Another material class that has been studied using microwave spectroscopy at low temperatures are heavy fermion metals with Drude relaxation rates at GHz frequencies.

===Probing spins in condensed matter physics===
Microwaves impinging on matter usually interact with charges as well as with spins (via electric and magnetic field components, respectively), with the charge response typically much stronger than the spin response. But in the case of magnetic resonance, spins can be directly probed using microwaves. For paramagnetic materials, this technique is called electron spin resonance (ESR) and for ferromagnetic materials ferromagnetic resonance (FMR).
In the paramagnetic case, such an experiment probes the Zeeman splitting, with a linear relation between the static external magnetic field and the frequency of the probing microwave field. A popular combination, as implemented in commercial X-band ESR spectrometers, is approximately 0.3 T (static field) and 10 GHz (microwave frequency) for a typical material with electron g-factor close to 2.

== Applications ==
Microwave spectroscopy provides molecular information such as bond angles and bond length. These values can, in turn, be used to calculate the rotational constants.

=== High-Resolution gas phase rotational microwave spectroscopy ===
High-Resolution gas phase microwave spectroscopy can be used for conformational analysis. This method is optimal for molecules that are small, except for those symmetric top molecules. Asymmetry is where the high-resolution spectroscopy loses its resolution, resulting in very large bands.
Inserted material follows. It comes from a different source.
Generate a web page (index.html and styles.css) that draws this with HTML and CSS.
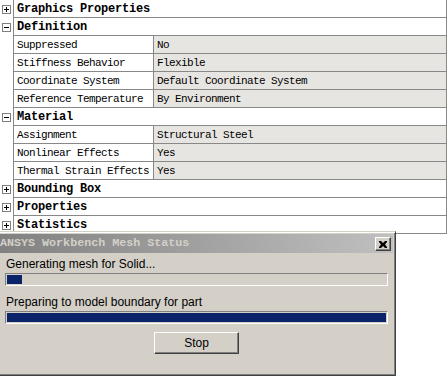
FILE: index.html
```html
<!DOCTYPE html>
<html>
<head>
<meta charset="utf-8">
<link rel="stylesheet" href="styles.css">
</head>
<body>
<div class="tree">
  <div class="row"><div class="tog"><svg width="9" height="9" viewBox="0 0 9 9"><rect x="0.5" y="0.5" width="8" height="8" fill="#fff" stroke="#808080"/><path d="M2 4.5H7M4.5 2V7" stroke="#000"/></svg></div><div class="cell head">Graphics Properties</div></div>
  <div class="row"><div class="tog"><svg width="9" height="9" viewBox="0 0 9 9"><rect x="0.5" y="0.5" width="8" height="8" fill="#fff" stroke="#808080"/><path d="M2 4.5H7" stroke="#000"/></svg></div><div class="cell head">Definition</div></div>
  <div class="row"><div class="tog"></div><div class="cell">Suppressed</div><div class="cell val">No</div></div>
  <div class="row"><div class="tog"></div><div class="cell">Stiffness Behavior</div><div class="cell val">Flexible</div></div>
  <div class="row"><div class="tog"></div><div class="cell">Coordinate System</div><div class="cell val">Default Coordinate System</div></div>
  <div class="row"><div class="tog"></div><div class="cell">Reference Temperature</div><div class="cell val">By Environment</div></div>
  <div class="row"><div class="tog"><svg width="9" height="9" viewBox="0 0 9 9"><rect x="0.5" y="0.5" width="8" height="8" fill="#fff" stroke="#808080"/><path d="M2 4.5H7" stroke="#000"/></svg></div><div class="cell head">Material</div></div>
  <div class="row"><div class="tog"></div><div class="cell">Assignment</div><div class="cell val">Structural Steel</div></div>
  <div class="row"><div class="tog"></div><div class="cell">Nonlinear Effects</div><div class="cell val">Yes</div></div>
  <div class="row"><div class="tog"></div><div class="cell">Thermal Strain Effects</div><div class="cell val">Yes</div></div>
  <div class="row"><div class="tog"><svg width="9" height="9" viewBox="0 0 9 9"><rect x="0.5" y="0.5" width="8" height="8" fill="#fff" stroke="#808080"/><path d="M2 4.5H7M4.5 2V7" stroke="#000"/></svg></div><div class="cell head">Bounding Box</div></div>
  <div class="row"><div class="tog"><svg width="9" height="9" viewBox="0 0 9 9"><rect x="0.5" y="0.5" width="8" height="8" fill="#fff" stroke="#808080"/><path d="M2 4.5H7M4.5 2V7" stroke="#000"/></svg></div><div class="cell head">Properties</div></div>
  <div class="row"><div class="tog"><svg width="9" height="9" viewBox="0 0 9 9"><rect x="0.5" y="0.5" width="8" height="8" fill="#fff" stroke="#808080"/><path d="M2 4.5H7M4.5 2V7" stroke="#000"/></svg></div><div class="cell head">Statistics</div></div>
</div>

<div class="dialog">
  <div class="titlebar">
    <span class="title">ANSYS Workbench Mesh Status</span>
    <div class="close"><svg width="8" height="7" viewBox="0 0 8 7"><path d="M0 0h2l2 2 2-2h2v1L6 3.5 8 6v1H6L4 5 2 7H0V6l2-2.5L0 1z" fill="#000"/></svg></div>
  </div>
  <div class="content">
    <div class="label first">Generating mesh for Solid...</div>
    <div class="bar"><div class="fill" style="width:15px"></div></div>
    <div class="label second">Preparing to model boundary for part</div>
    <div class="bar"><div class="fill" style="width:100%"></div></div>
    <div class="actions"><button class="btn">Stop</button></div>
  </div>
</div>
</body>
</html>
```
FILE: styles.css
```css
html, body {
  margin: 0;
  padding: 0;
}
body {
  width: 447px;
  height: 376px;
  overflow: hidden;
  position: relative;
  background: #ffffff;
}
.tree {
  display: flex;
  flex-direction: column;
  width: 447px;
  font-family: "Liberation Mono", monospace;
  color: #000;
}
.row {
  display: grid;
  grid-template-columns: 13px 140px 1fr;
  height: 18px;
}
.tog {
  display: flex;
  align-items: center;
  justify-content: center;
}
.tog svg {
  display: block;
}
.cell {
  border-left: 1px solid #888;
  border-bottom: 1px solid #888;
  display: flex;
  align-items: center;
  padding-left: 3px;
  font-size: 11px;
  letter-spacing: -0.6px;
  white-space: nowrap;
  overflow: hidden;
}
.val {
  background: #e7e5e1;
  border-right: 1px solid #888;
}
.head {
  grid-column: 2 / 4;
  font-weight: bold;
  font-size: 12px;
  letter-spacing: -0.2px;
  border-right: 1px solid #888;
}
.dialog {
  position: absolute;
  left: -8px;
  top: 231px;
  width: 398px;
  height: 139px;
  background: #d4d0c8;
  border: 1px solid;
  border-color: #d4d0c8 #404040 #404040 #d4d0c8;
  box-shadow: inset 1px 1px #ffffff, inset -1px -1px #808080;
  padding: 2px;
  font-family: "Liberation Sans", Arial, sans-serif;
}
.titlebar {
  height: 19px;
  display: flex;
  align-items: flex-start;
  background: linear-gradient(to right, #808080, #c0c0c0);
  padding-left: 5px;
}
.title {
  font-family: "Liberation Mono", monospace;
  font-weight: bold;
  font-size: 11.7px;
  line-height: 19px;
  color: #d4d0c8;
  white-space: nowrap;
}
.close {
  margin-left: auto;
  margin-right: 2px;
  margin-top: 3px;
  width: 16px;
  height: 14px;
  box-sizing: border-box;
  background: #d4d0c8;
  border: 1px solid;
  border-color: #ffffff #404040 #404040 #ffffff;
  box-shadow: inset -1px -1px #808080;
  display: flex;
  align-items: center;
  justify-content: center;
  padding-right: 1px;
}
.content {
  display: flex;
  flex-direction: column;
  padding: 0 5px 0 10px;
}
.label {
  font-size: 12px;
  line-height: 14px;
  color: #000;
  white-space: nowrap;
  padding-left: 1px;
}
.first {
  margin-top: 4px;
}
.second {
  margin-top: 9px;
}
.bar {
  height: 13px;
  box-sizing: border-box;
  border: 1px solid;
  border-color: #808080 #ffffff #ffffff #808080;
  padding: 1px;
  margin-top: 2px;
}
.fill {
  height: 100%;
  background: #0a246a;
}
.actions {
  display: flex;
  justify-content: center;
  margin-top: 8px;
}
.btn {
  width: 85px;
  height: 22px;
  box-sizing: border-box;
  background: #d4d0c8;
  border: 1px solid;
  border-color: #ffffff #404040 #404040 #ffffff;
  box-shadow: inset -1px -1px #808080;
  font-family: "Liberation Sans", Arial, sans-serif;
  font-size: 12px;
  color: #000;
  padding: 0;
}
```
The solution to this issue lies in using low-resolution microwave spectroscopy (LRMW).

=== Low-resolution gas phase rotational microwave spectroscopy ===
Low-resolution spectroscopy has bands that range from 50–200 MHz wide. These broader bands are the distinguishing feature between high-resolution and low-resolution. These allow for the diagnosis of larger molecules and asymmetric tops.
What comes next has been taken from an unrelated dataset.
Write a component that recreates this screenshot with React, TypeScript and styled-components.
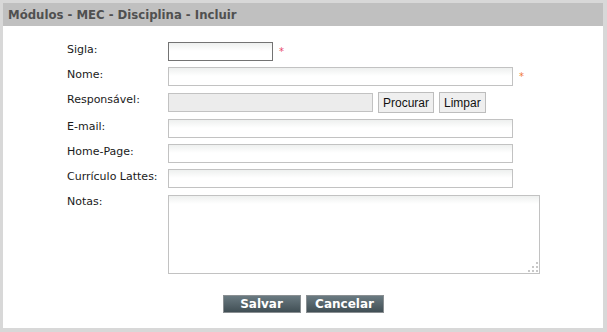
import React from 'react';
import styled, { createGlobalStyle } from 'styled-components';

const GlobalStyle = createGlobalStyle`
  html, body {
    margin: 0;
    padding: 0;
    background: #d8d8d8;
  }
  body {
    font-family: "DejaVu Sans", Verdana, sans-serif;
  }
`;

const Page = styled.div`
  padding: 3px 4px 4px 3px;
  width: 600px;
`;

const Panel = styled.div`
  background: #fff;
  height: 325px;
  display: flex;
  flex-direction: column;
`;

const Header = styled.div`
  height: 23px;
  background: #c0c0c0;
  display: flex;
  align-items: center;
  padding-left: 5px;
  font-family: "DejaVu Sans Condensed", "DejaVu Sans", sans-serif;
  font-weight: bold;
  font-size: 13px;
  color: #505050;
`;

const Form = styled.div`
  display: grid;
  grid-template-columns: 101px 1fr;
  row-gap: 6px;
  padding: 16px 0 0 64px;
`;

const Label = styled.label`
  font-size: 11px;
  color: #1a1a1a;
  padding-top: 1px;
  white-space: nowrap;
`;

const Field = styled.div`
  display: flex;
  align-items: center;
  gap: 5px;
`;

const Input = styled.input<{ $w: number; $dark?: boolean; $disabled?: boolean }>`
  box-sizing: border-box;
  width: ${(p) => p.$w}px;
  height: 19px;
  margin: 0;
  padding: 0 3px;
  border: 1px solid ${(p) => (p.$dark ? '#737373' : '#c2c2c2')};
  background: ${(p) =>
    p.$disabled ? '#ececec' : 'linear-gradient(#eef0ef, #ffffff 8px)'};
  font-size: 11px;
  outline: none;
`;

const Required = styled.span<{ $color: string }>`
  color: ${(p) => p.$color};
  font-size: 10px;
  line-height: 1;
  align-self: center;
  margin-left: 1px;
`;

const SmallButton = styled.button`
  box-sizing: border-box;
  height: 21px;
  padding: 0 4px;
  margin: 0;
  border: 1px solid #bdbdbd;
  background: #efefef;
  font-family: "Liberation Sans", Arial, sans-serif;
  font-size: 12px;
  color: #111;
`;

const AreaWrap = styled.div`
  position: relative;
  width: 372px;
  height: 79px;
  margin-top: 1px;
`;

const TextArea = styled.textarea`
  box-sizing: border-box;
  width: 372px;
  height: 79px;
  margin: 0;
  border: 1px solid #c2c2c2;
  background: linear-gradient(#eef0ef, #ffffff 8px);
  resize: none;
  outline: none;
  display: block;
`;

const Grip = styled.svg`
  position: absolute;
  right: 2px;
  bottom: 2px;
`;

const Actions = styled.div`
  display: flex;
  justify-content: center;
  gap: 5px;
  margin-top: 21px;
`;

const ActionButton = styled.button`
  box-sizing: border-box;
  width: 78px;
  height: 18px;
  padding: 0;
  border: 1px solid #8a8f92;
  background: linear-gradient(#6a7a81, #414f55);
  color: #fff;
  font-family: "DejaVu Sans", Verdana, sans-serif;
  font-weight: bold;
  font-size: 12px;
  line-height: 16px;
`;

const App: React.FC = () => {
  return (
    <>
      <GlobalStyle />
      <Page>
        <Panel>
          <Header>Módulos - MEC - Disciplina - Incluir</Header>
          <Form>
            <Label>Sigla:</Label>
            <Field>
              <Input $w={105} $dark />
              <Required $color="#e8456a">*</Required>
            </Field>

            <Label>Nome:</Label>
            <Field>
              <Input $w={345} />
              <Required $color="#f07a3a">*</Required>
            </Field>

            <Label>Responsável:</Label>
            <Field>
              <Input $w={205} $disabled readOnly />
              <SmallButton>Procurar</SmallButton>
              <SmallButton>Limpar</SmallButton>
            </Field>

            <Label>E-mail:</Label>
            <Field>
              <Input $w={345} />
            </Field>

            <Label>Home-Page:</Label>
            <Field>
              <Input $w={345} />
            </Field>

            <Label>Currículo Lattes:</Label>
            <Field>
              <Input $w={345} />
            </Field>

            <Label>Notas:</Label>
            <AreaWrap>
              <TextArea />
              <Grip width="10" height="10" viewBox="0 0 10 10">
                <g fill="#c8c8c8">
                  <rect x="8" y="0" width="2" height="2" />
                  <rect x="4" y="4" width="2" height="2" />
                  <rect x="8" y="4" width="2" height="2" />
                  <rect x="0" y="8" width="2" height="2" />
                  <rect x="4" y="8" width="2" height="2" />
                  <rect x="8" y="8" width="2" height="2" />
                </g>
              </Grip>
            </AreaWrap>
          </Form>
          <Actions>
            <ActionButton>Salvar</ActionButton>
            <ActionButton>Cancelar</ActionButton>
          </Actions>
        </Panel>
      </Page>
    </>
  );
};

export default App;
Asymmetry in rotational tops can be attributed to the "spreading effect" which will give broader bands and decrease the accuracy of frequency calculations. The low-resolution spectroscopy accounts for the "spreading effect" and allows for correction. While not being as precise as high-resolution spectroscopy, low-resolution spectroscopy allows for gathering conformational and isometric data from larger molecules than high-resolution allows for.